Now Democrats in more conservative districts are worried about mailers arriving on doorsteps this November accusing them of emboldening criminals. Andrew Gounardes, who managed to unseat a Republican incumbent, Marty Golden, in a 2018 race to represent South Brooklyn in the state Senate is co-sponsoring a bill that will allow judges to require mental health and substance abuse treatment as a condition of release. (He did not respond to requests for comment.)

Stewart-Cousins, meanwhile, is backing a proposal to amend the reform to grant judges more leeway in determining whether to set bail. This, however, has raised the specter that the racism inherent in the criminal justice system that the original law was intended to root out will be reintroduced. In determining whether to set bail, judges often rely on algorithms that measure the likelihood a defendant is a flight risk. These factor in a defendant’s rap sheet over the past 10 years, which includes stop-and-frisk data, the Bloomberg-era policy of disproportionately searching young men of color without probable cause.

“The data that’s used is biased and flawed and raises serious concerns about racial equity,” Rahman says. “It’s not an individualized consideration of a person. It’s based on data for people that have a similar criminal history and background to you.”

Some Democrats in the Assembly are reportedly lobbying the majority leader, Carl Heastie of the Bronx, to support Steward-Cousins’ measure. So far he has resisted efforts to roll back the reform but there are fears among advocates that he might cave to pressure, particularly when budget negotiations begin in earnest this March.

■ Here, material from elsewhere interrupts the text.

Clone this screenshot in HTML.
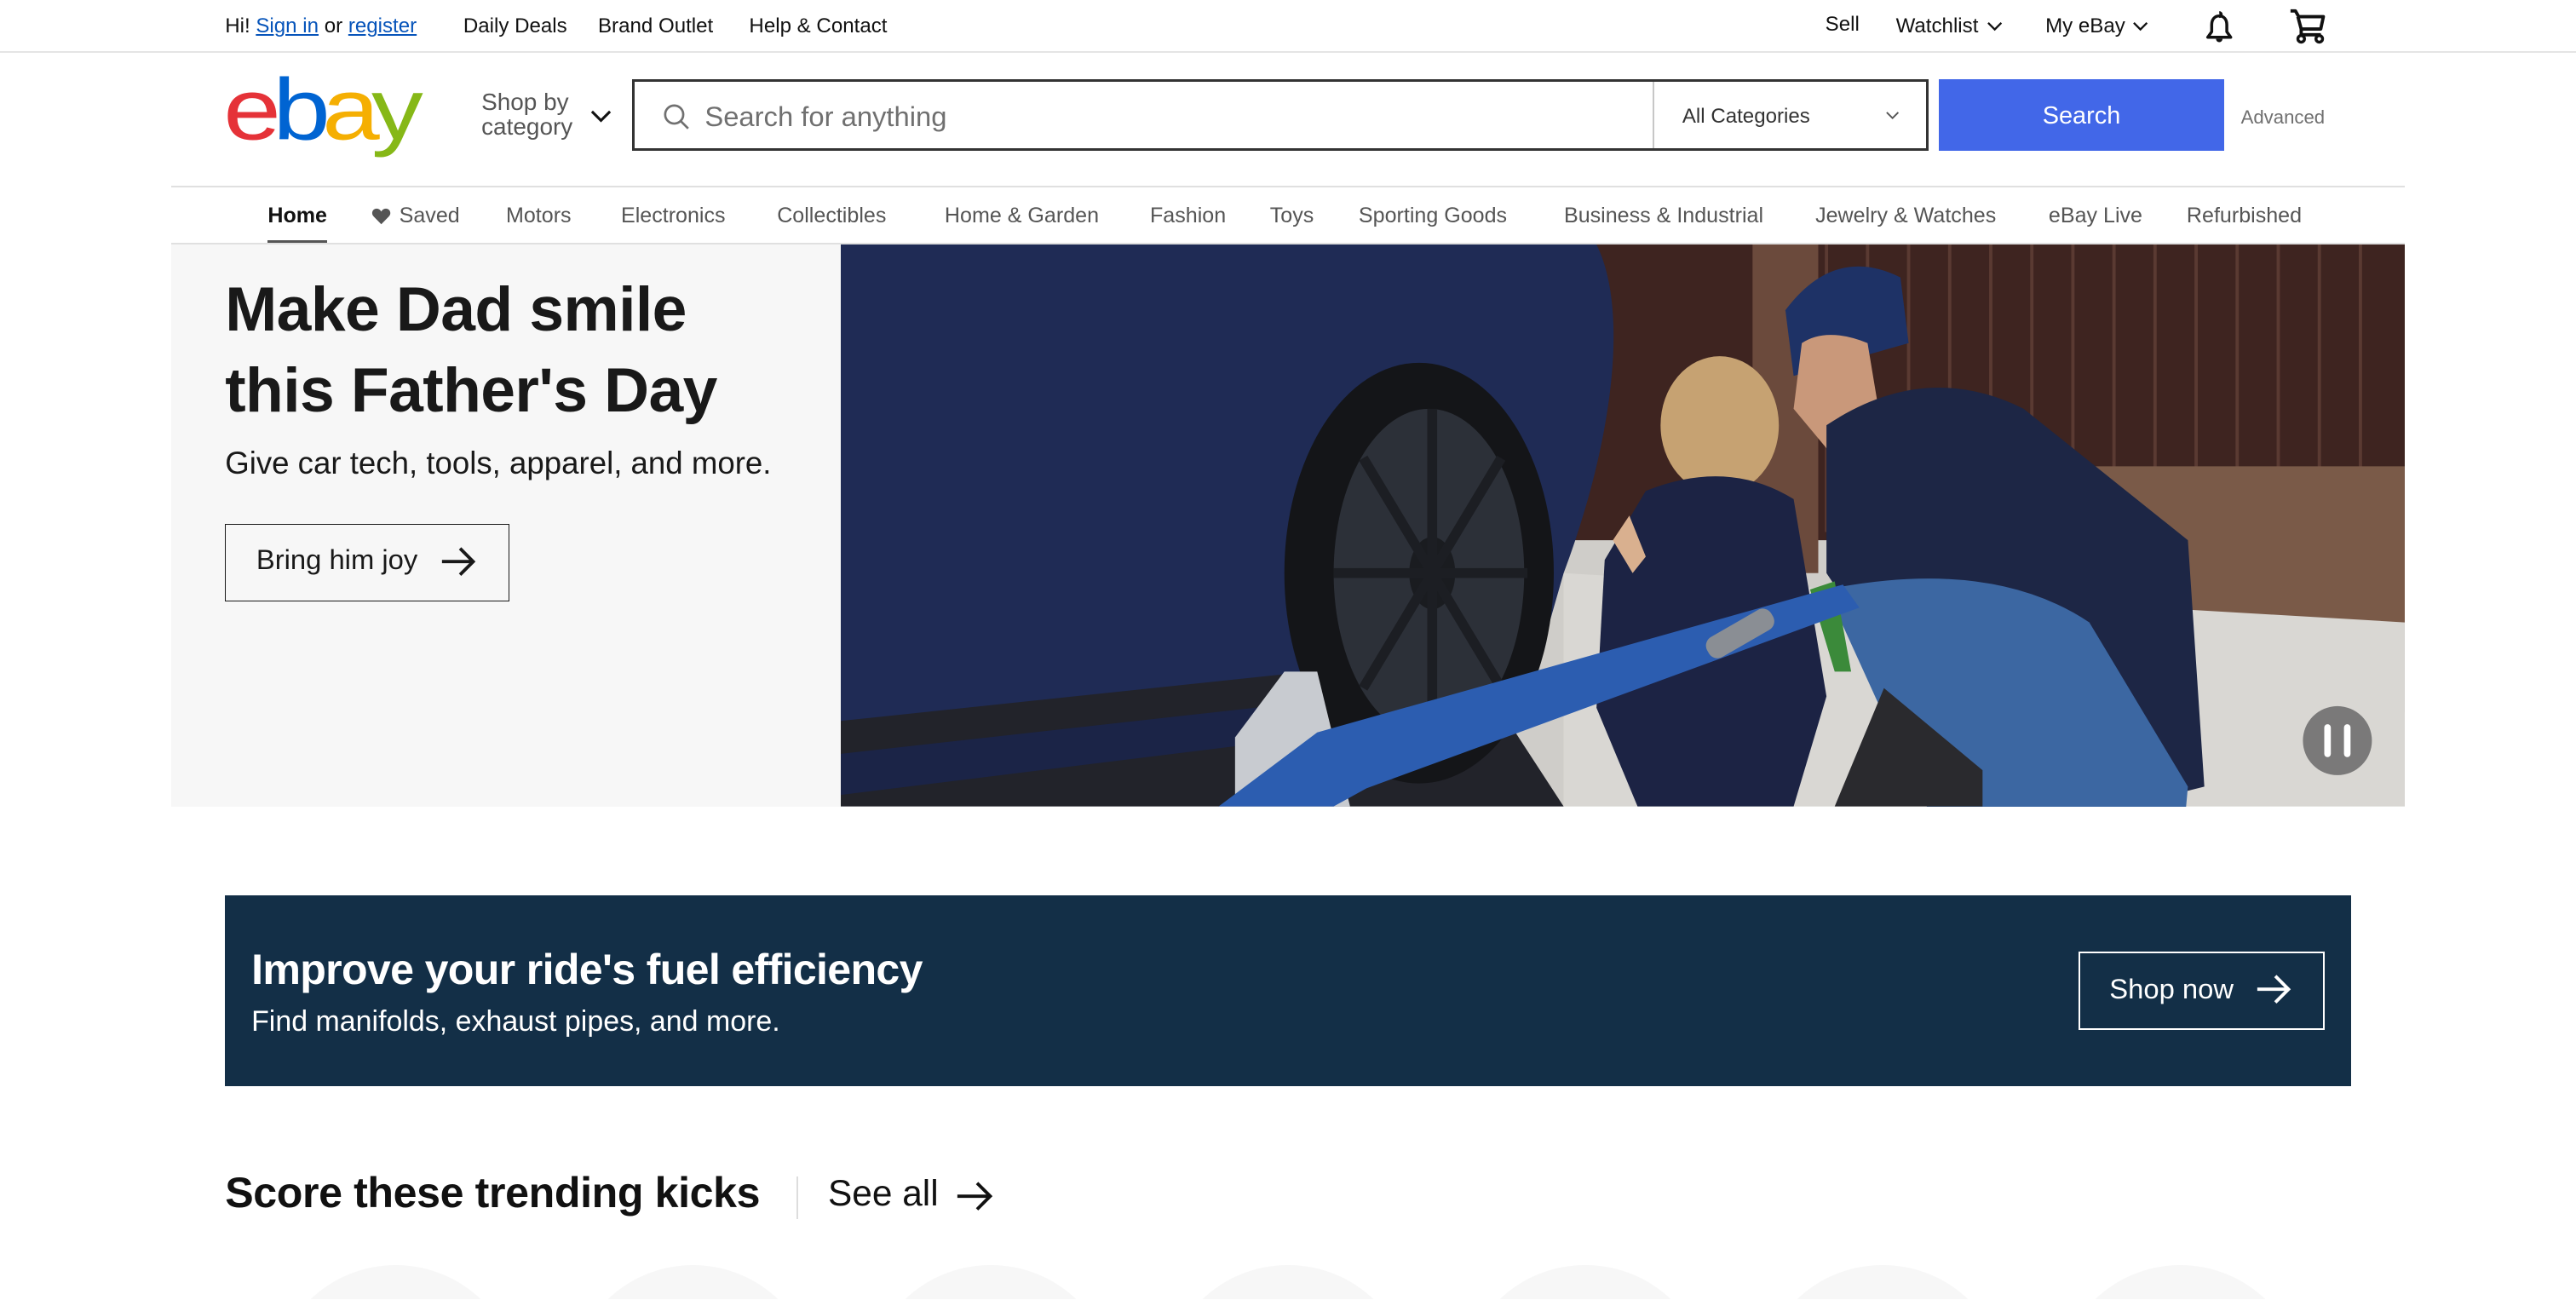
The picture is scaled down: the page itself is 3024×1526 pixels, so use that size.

Akeem Browder, who met with Steward-Cousins ahead of the original law’s passage is aghast at her about-face. “She agrees to pass this bill and then turns her back on the public and is one of the main voices you hear in opposition,” he says. “So you’re basically saying you did something and you didn’t know what you were doing and now you’re going to take it back. You knew what you were doing.”

“Everybody wants to be safe,’’ Browder added. “But you don’t keep a community safe by incarcerating that community.”